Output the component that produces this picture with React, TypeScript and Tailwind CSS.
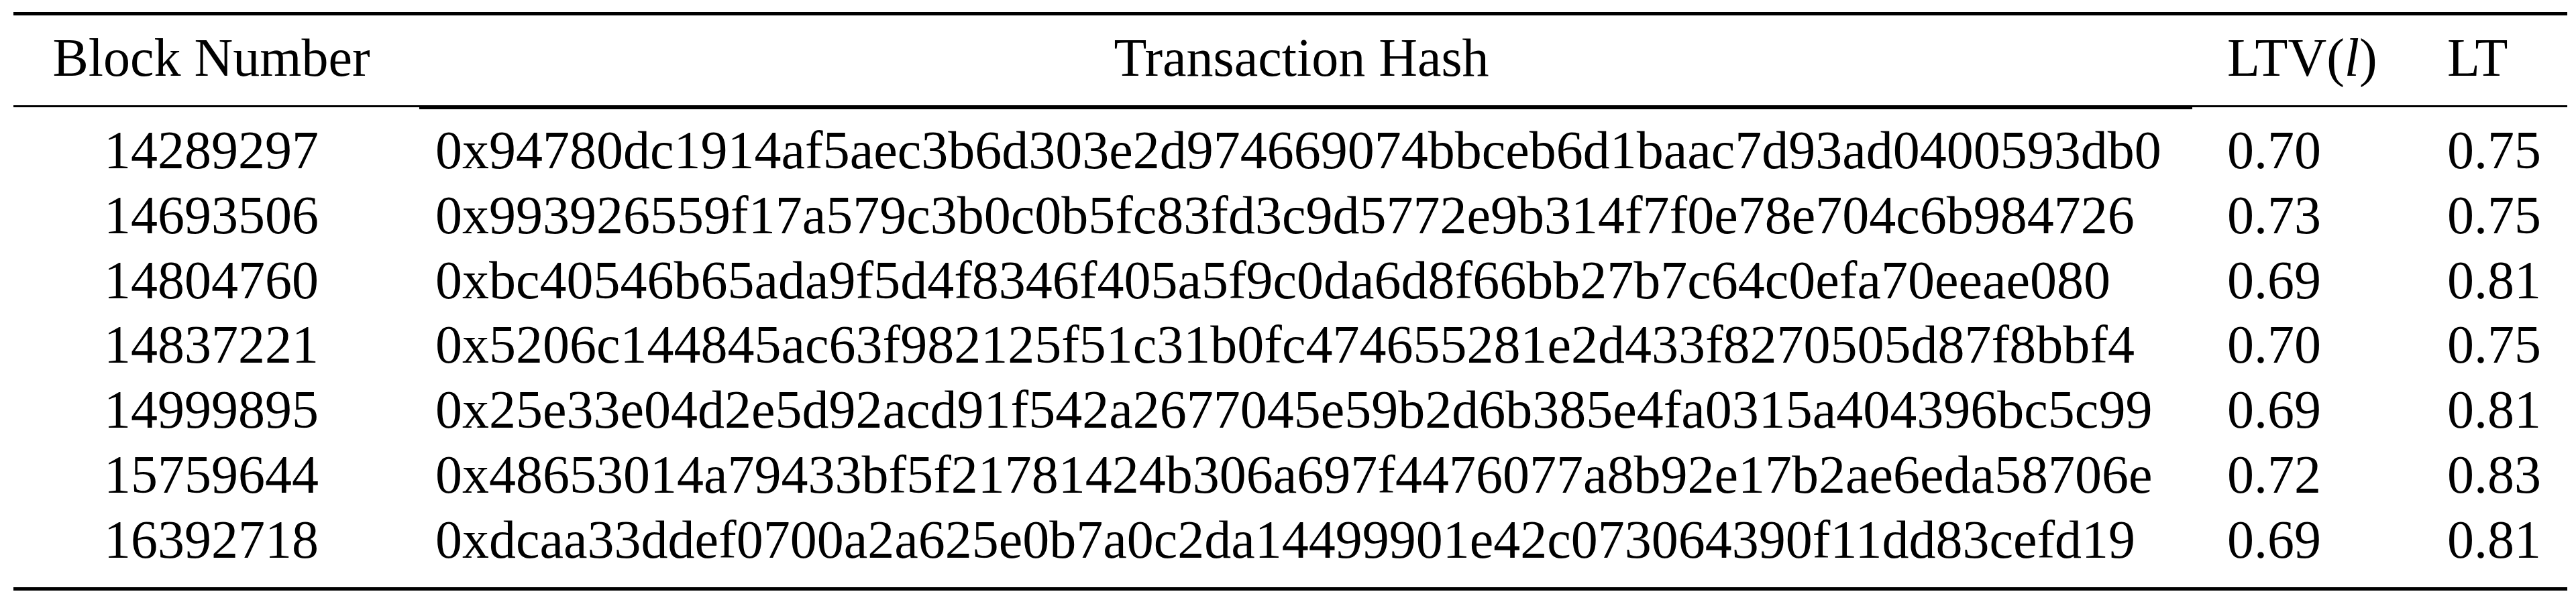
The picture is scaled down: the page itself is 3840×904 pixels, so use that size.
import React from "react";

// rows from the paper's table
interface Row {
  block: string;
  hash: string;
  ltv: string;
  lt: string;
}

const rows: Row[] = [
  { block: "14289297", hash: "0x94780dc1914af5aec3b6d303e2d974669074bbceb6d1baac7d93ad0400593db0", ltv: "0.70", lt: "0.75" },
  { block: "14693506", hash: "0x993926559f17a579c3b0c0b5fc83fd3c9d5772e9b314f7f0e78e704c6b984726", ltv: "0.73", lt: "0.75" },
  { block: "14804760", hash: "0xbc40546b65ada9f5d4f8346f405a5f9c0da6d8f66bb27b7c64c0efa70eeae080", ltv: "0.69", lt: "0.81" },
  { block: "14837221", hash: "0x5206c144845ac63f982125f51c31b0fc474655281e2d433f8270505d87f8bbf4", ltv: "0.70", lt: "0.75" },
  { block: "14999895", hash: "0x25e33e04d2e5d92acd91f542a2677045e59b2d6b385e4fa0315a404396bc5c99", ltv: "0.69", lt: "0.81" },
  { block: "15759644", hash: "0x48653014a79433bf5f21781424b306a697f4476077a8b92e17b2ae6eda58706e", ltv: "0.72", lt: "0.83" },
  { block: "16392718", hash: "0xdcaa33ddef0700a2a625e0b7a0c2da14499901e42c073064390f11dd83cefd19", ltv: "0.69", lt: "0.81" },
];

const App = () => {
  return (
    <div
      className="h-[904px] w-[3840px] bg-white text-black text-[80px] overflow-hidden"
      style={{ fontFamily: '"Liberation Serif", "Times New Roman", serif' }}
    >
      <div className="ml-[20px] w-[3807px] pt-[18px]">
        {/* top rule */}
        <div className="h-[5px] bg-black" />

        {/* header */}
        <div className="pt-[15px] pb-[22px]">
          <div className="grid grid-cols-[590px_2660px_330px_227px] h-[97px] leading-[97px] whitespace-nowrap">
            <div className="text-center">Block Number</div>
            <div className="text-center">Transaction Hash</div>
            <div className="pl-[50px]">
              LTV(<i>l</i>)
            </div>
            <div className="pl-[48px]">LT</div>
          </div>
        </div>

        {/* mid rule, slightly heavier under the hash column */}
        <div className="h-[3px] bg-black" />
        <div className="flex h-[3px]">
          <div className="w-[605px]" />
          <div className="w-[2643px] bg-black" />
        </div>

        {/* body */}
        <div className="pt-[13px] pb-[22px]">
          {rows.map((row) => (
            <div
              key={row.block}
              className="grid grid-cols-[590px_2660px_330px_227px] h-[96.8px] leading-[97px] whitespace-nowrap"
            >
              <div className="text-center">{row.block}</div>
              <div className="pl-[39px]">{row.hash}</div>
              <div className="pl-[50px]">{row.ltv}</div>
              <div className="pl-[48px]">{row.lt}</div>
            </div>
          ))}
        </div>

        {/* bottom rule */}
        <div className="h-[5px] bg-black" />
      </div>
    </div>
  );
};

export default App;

▬▬▬▬▬▬

| SHORT TASK |
Leave the pictures out and copy the rest of the data exactly.

| EXERCISE RESULT |
Output the component that produces this picture with React, TypeScript and Tailwind CSS.
The picture is scaled down: the page itself is 3840×904 pixels, so use that size.
import React from "react";

// rows from the paper's table
interface Row {
  block: string;
  hash: string;
  ltv: string;
  lt: string;
}

const rows: Row[] = [
  { block: "14289297", hash: "0x94780dc1914af5aec3b6d303e2d974669074bbceb6d1baac7d93ad0400593db0", ltv: "0.70", lt: "0.75" },
  { block: "14693506", hash: "0x993926559f17a579c3b0c0b5fc83fd3c9d5772e9b314f7f0e78e704c6b984726", ltv: "0.73", lt: "0.75" },
  { block: "14804760", hash: "0xbc40546b65ada9f5d4f8346f405a5f9c0da6d8f66bb27b7c64c0efa70eeae080", ltv: "0.69", lt: "0.81" },
  { block: "14837221", hash: "0x5206c144845ac63f982125f51c31b0fc474655281e2d433f8270505d87f8bbf4", ltv: "0.70", lt: "0.75" },
  { block: "14999895", hash: "0x25e33e04d2e5d92acd91f542a2677045e59b2d6b385e4fa0315a404396bc5c99", ltv: "0.69", lt: "0.81" },
  { block: "15759644", hash: "0x48653014a79433bf5f21781424b306a697f4476077a8b92e17b2ae6eda58706e", ltv: "0.72", lt: "0.83" },
  { block: "16392718", hash: "0xdcaa33ddef0700a2a625e0b7a0c2da14499901e42c073064390f11dd83cefd19", ltv: "0.69", lt: "0.81" },
];

const App = () => {
  return (
    <div
      className="h-[904px] w-[3840px] bg-white text-black text-[80px] overflow-hidden"
      style={{ fontFamily: '"Liberation Serif", "Times New Roman", serif' }}
    >
      <div className="ml-[20px] w-[3807px] pt-[18px]">
        {/* top rule */}
        <div className="h-[5px] bg-black" />

        {/* header */}
        <div className="pt-[15px] pb-[22px]">
          <div className="grid grid-cols-[590px_2660px_330px_227px] h-[97px] leading-[97px] whitespace-nowrap">
            <div className="text-center">Block Number</div>
            <div className="text-center">Transaction Hash</div>
            <div className="pl-[50px]">
              LTV(<i>l</i>)
            </div>
            <div className="pl-[48px]">LT</div>
          </div>
        </div>

        {/* mid rule, slightly heavier under the hash column */}
        <div className="h-[3px] bg-black" />
        <div className="flex h-[3px]">
          <div className="w-[605px]" />
          <div className="w-[2643px] bg-black" />
        </div>

        {/* body */}
        <div className="pt-[13px] pb-[22px]">
          {rows.map((row) => (
            <div
              key={row.block}
              className="grid grid-cols-[590px_2660px_330px_227px] h-[96.8px] leading-[97px] whitespace-nowrap"
            >
              <div className="text-center">{row.block}</div>
              <div className="pl-[39px]">{row.hash}</div>
              <div className="pl-[50px]">{row.ltv}</div>
              <div className="pl-[48px]">{row.lt}</div>
            </div>
          ))}
        </div>

        {/* bottom rule */}
        <div className="h-[5px] bg-black" />
      </div>
    </div>
  );
};

export default App;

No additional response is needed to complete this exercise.